With pilot plants scheduled to commence operation in the coming year, the company plans to supply its smart modules to manufacturers of electrolysis plants and industrial service providers from 2025 onward.
Using a simple process, Bosch will incorporate a number of these compact modules. They can then be used both in smaller units with capacity of up to ten megawatts and in gigawatt-rated onshore and offshore plants, whether in new-build projects or in existing plants for conversion, to the production of green hydrogen.
To maximize the efficiency of hydrogen production and extend the service life of the stack, the smart modules are to be connected to the Bosch cloud. Bosch is also working on service concepts that will include the recycling of components in order to promote a circular economy.

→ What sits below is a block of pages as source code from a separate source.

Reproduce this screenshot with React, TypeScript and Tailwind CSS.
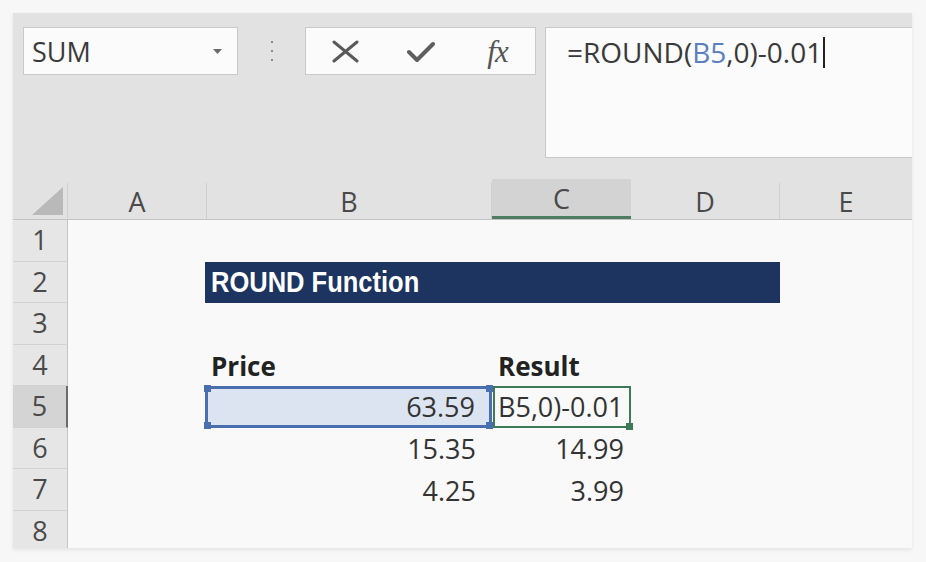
import { FC, ReactNode } from 'react';

const cols = [
  { key: 'A', w: 'w-[139px]' },
  { key: 'B', w: 'w-[285px]' },
  { key: 'C', w: 'w-[139px]' },
  { key: 'D', w: 'w-[149px]' },
  { key: 'E', w: 'w-[132px]' },
];

const font = { fontFamily: '"Open Sans", "Noto Sans", sans-serif' };

const RowHead: FC<{ n: number; active?: boolean }> = ({ n, active }) => (
  <div
    className={`w-[55px] h-full flex items-center justify-center border-b border-[#d2d2d2] ${
      active ? 'bg-[#d4d4d4] border-r-2 border-r-[#6b6b6b]' : 'bg-[#e6e6e6] border-r border-r-[#c4c4c4]'
    } text-[27px] text-[#4a4a4a]`}
  >
    {n}
  </div>
);

const Row: FC<{ n: number; active?: boolean; children?: ReactNode }> = ({ n, active, children }) => (
  <div className="flex h-[41.5px]">
    <RowHead n={n} active={active} />
    <div className="flex flex-1 h-full">{children}</div>
  </div>
);

const Handle: FC<{ pos: string; color: string }> = ({ pos, color }) => (
  <span className={`absolute w-[7px] h-[7px] ${pos} ${color}`} />
);

export default function App() {
  return (
    <div className="w-[926px] h-[562px] bg-[#f7f7f7] pt-[13px] pl-[13px]" style={font}>
      <div className="w-[899px] h-[535px] bg-[#e2e2e2] overflow-hidden shadow-[0_2px_4px_rgba(0,0,0,0.08)]">
        {/* formula bar */}
        <div className="h-[167px] flex items-start pt-[14px] pl-[10px]">
          <div className="w-[215px] h-[48px] bg-[#fbfbfb] border border-[#c9c9c9] flex items-center justify-between pl-[8px] pr-[15px]">
            <span className="text-[27px] leading-none text-[#3a3a3a]">SUM</span>
            <svg width="9" height="5" viewBox="0 0 9 5">
              <path d="M0 0 H9 L4.5 5 Z" fill="#6a6a6a" />
            </svg>
          </div>
          <div className="w-[67px] h-[48px] flex flex-col items-center justify-center gap-[7px]">
            <span className="w-[2px] h-[2px] bg-[#8a8a8a]" />
            <span className="w-[2px] h-[2px] bg-[#8a8a8a]" />
            <span className="w-[2px] h-[2px] bg-[#8a8a8a]" />
          </div>
          <div className="w-[231px] h-[48px] bg-[#fbfbfb] border border-[#c9c9c9] flex items-center">
            <div className="w-[76px] flex justify-center pl-[2px]">
              <svg width="27" height="23" viewBox="0 0 27 23">
                <path d="M2 2 L25 21 M25 2 L2 21" stroke="#5a5a5a" strokeWidth="3" strokeLinecap="round" />
              </svg>
            </div>
            <div className="w-[78px] flex justify-center">
              <svg width="28" height="23" viewBox="0 0 28 23">
                <path d="M2 12 L10 20 L26 4" stroke="#5f5f5f" strokeWidth="4" fill="none" strokeLinecap="round" strokeLinejoin="round" />
              </svg>
            </div>
            <div className="w-[75px] flex justify-center">
              <span
                className="text-[31px] italic text-[#555] leading-none tracking-[-1px]"
                style={{ fontFamily: '"Liberation Serif", serif' }}
              >
                fx
              </span>
            </div>
          </div>
          <div className="ml-[9px] flex-1 h-[131px] bg-[#fbfbfb] border-t border-l border-b border-[#c9c9c9] pl-[21px]">
            <div className="h-[48px] flex items-center text-[28px] text-[#3a3a3a]">
              <span>=ROUND(</span>
              <span className="text-[#5b7fc0]">B5</span>
              <span>,0)-0.01</span>
              <span className="w-[1.5px] h-[31px] bg-[#222] ml-[1px]" />
            </div>
          </div>
        </div>

        {/* column headers */}
        <div className="flex h-[40px] items-end border-b border-[#c3c3c3]">
          <div className="w-[55px] h-[36px] flex items-end justify-end pr-[4px] pb-[4px] border-r border-[#cfcfcf]">
            <svg width="31" height="28" viewBox="0 0 31 28">
              <path d="M31 0 V28 H0 Z" fill="#b9b9b9" />
            </svg>
          </div>
          {cols.map((c) =>
            c.key === 'C' ? (
              <div
                key={c.key}
                className={`${c.w} h-[40px] bg-[#d3d3d3] border-b-[3px] border-[#4f7d62] flex items-center justify-center text-[27px] text-[#4a4a4a] pt-[4px]`}
              >
                {c.key}
              </div>
            ) : (
              <div
                key={c.key}
                className={`${c.w} h-[36px] flex items-center justify-center text-[27px] text-[#4a4a4a] ${
                  c.key === 'E' ? '' : 'border-r border-[#cfcfcf]'
                } pt-[2px]`}
              >
                {c.key}
              </div>
            )
          )}
        </div>

        {/* grid */}
        <div className="bg-[#f9f9f9] text-[#333]">
          <Row n={1} />
          <Row n={2}>
            <div className="w-[139px]" />
            <div className="w-[575px] -ml-[2px] bg-[#1d3461] flex items-center pl-[6px]">
              <span
                className="text-[30px] font-bold text-white leading-none scale-x-[0.85] origin-left whitespace-nowrap"
                style={{ fontFamily: '"Liberation Sans", Arial, sans-serif' }}
              >
                ROUND Function
              </span>
            </div>
          </Row>
          <Row n={3} />
          <Row n={4}>
            <div className="w-[139px]" />
            <div className="w-[285px] flex items-center pl-[4px] pt-[2px] text-[26px] font-bold text-[#222]">Price</div>
            <div className="w-[139px] flex items-center pl-[6px] pt-[2px] text-[26px] font-bold text-[#222]">Result</div>
          </Row>
          <Row n={5} active>
            <div className="w-[139px]" />
            <div className="relative w-[287px] -ml-[2px] border-[3px] border-[#4a6fb0] bg-[#dde4f1] flex items-center justify-end pr-[14px] text-[27px]">
              63.59
              <Handle pos="-left-[4px] -top-[4px]" color="bg-[#4a6fb0]" />
              <Handle pos="-left-[4px] -bottom-[4px]" color="bg-[#4a6fb0]" />
              <Handle pos="-right-[4px] -top-[4px]" color="bg-[#4a6fb0]" />
              <Handle pos="-right-[4px] -bottom-[4px]" color="bg-[#4a6fb0]" />
            </div>
            <div className="relative w-[138px] ml-[1px] border-2 border-[#3f7a58] flex items-center pl-[3px] text-[27px] overflow-visible whitespace-nowrap">
              B5,0)-0.01
              <Handle pos="-right-[4px] -bottom-[4px]" color="bg-[#3f7a58]" />
            </div>
          </Row>
          <Row n={6}>
            <div className="w-[139px]" />
            <div className="w-[285px] flex items-center justify-end pr-[16px] pt-[2px] text-[27px]">15.35</div>
            <div className="w-[139px] flex items-center justify-end pr-[7px] pt-[2px] text-[27px]">14.99</div>
          </Row>
          <Row n={7}>
            <div className="w-[139px]" />
            <div className="w-[285px] flex items-center justify-end pr-[16px] pt-[2px] text-[27px]">4.25</div>
            <div className="w-[139px] flex items-center justify-end pr-[7px] pt-[2px] text-[27px]">3.99</div>
          </Row>
          <Row n={8} />
        </div>
      </div>
    </div>
  );
}
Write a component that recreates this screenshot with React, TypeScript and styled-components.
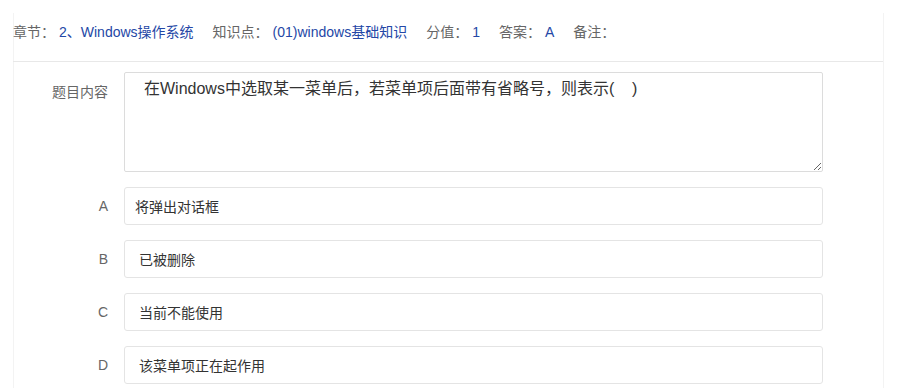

On the other hand, in its Industry 4.0 lead plant in Homburg, Germany, Bosch is demonstrating what a hydrogen cycle may look like in the factory of the future. Using renewable energy, an electrolyzer produces green hydrogen. This hydrogen will then be used for manufacturing operations and mobility, with fuel-cell vehicles refueling with the hydrogen that Bosch technology has already compressed.
For industrial processes, a stationary fuel cell developed by Bosch converts hydrogen into heat and electricity. Energy flows in the plant are controlled in line with demand, using Bosch Industry 4.0 software.
"We are continuously improving our carbon footprint. As our Industry 4.0 lead plant, Homburg plays a pioneering role in our global manufacturing network. We are systematically reducing our local energy consumption, and generating as much of that energy as possible from renewables. We have to tweak both these variables," Najork commented.
Further, a solution developed by Bosch Rexroth and Maximator Hydrogen for compressing hydrogen for filling stations, storage tanks, and pipelines is also to be trialed at the Homburg plant. By 2030, the partnering companies want to make this technology available to 4,000 hydrogen filling stations.